= Francesco Brancati =

Italian Jesuit missionary (1607–1671)

Francesco Brancati (1607 in Sicily - 1671 in China) was an Italian Jesuit missionary.

==Life==

He entered the Society of Jesus in 1624 and went to the Chinese Missions in 1637. For nearly thirty years he labored in the province of Kiang-nan, building, it is said, more than ninety churches and forty-five chapels. In 1665, he was exiled from Peking to Canton, where he died (according to Sommervogel, at Shanghai).

==Works==

He wrote and published numerous books in Chinese, most of which were reprinted by the Jesuit missionaries in the nineteenth century. Among these are a treatise on the Eucharist, instructions on the Decalogue and on the Commandments of the Church, a refutation of divination, and particularly a Catechism, entitled in Chinese 《天神會課》Conversations of the Angels.

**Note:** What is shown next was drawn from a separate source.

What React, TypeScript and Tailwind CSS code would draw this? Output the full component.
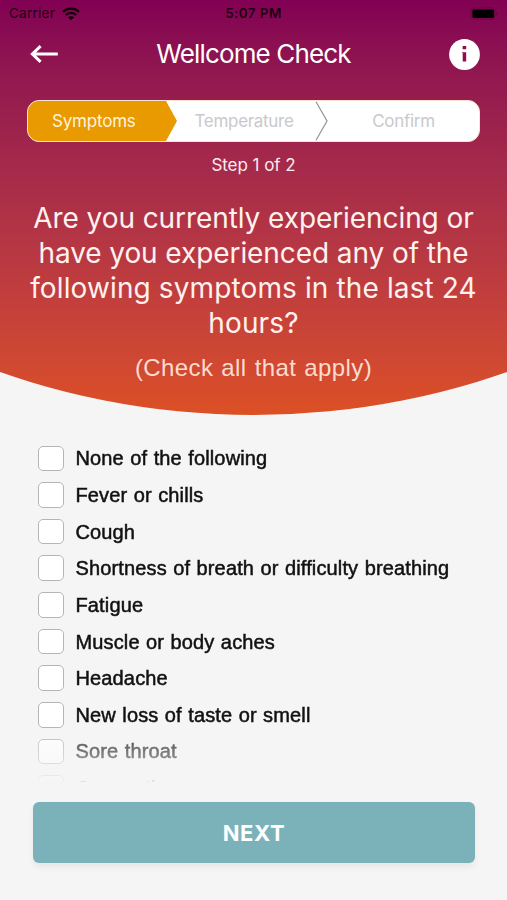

The Russian Archimandrite Hyacinth (Bichurin), who was the head of the Orthodox mission at Peking, published in the second decade of the nineteenth century an extract of this catechism, adapted to the Greek Rite, in which he omitted everything that disagreed with the Russian Orthodox teaching.

Brancati also composed in Chinese several volumes of sermons and homilies for the Sundays and feast days of the ecclesiastical year. His work on the Chinese rites was published in two volumes at Paris in 1700. It bears the title De Sinensium Ritibus politicis Acta.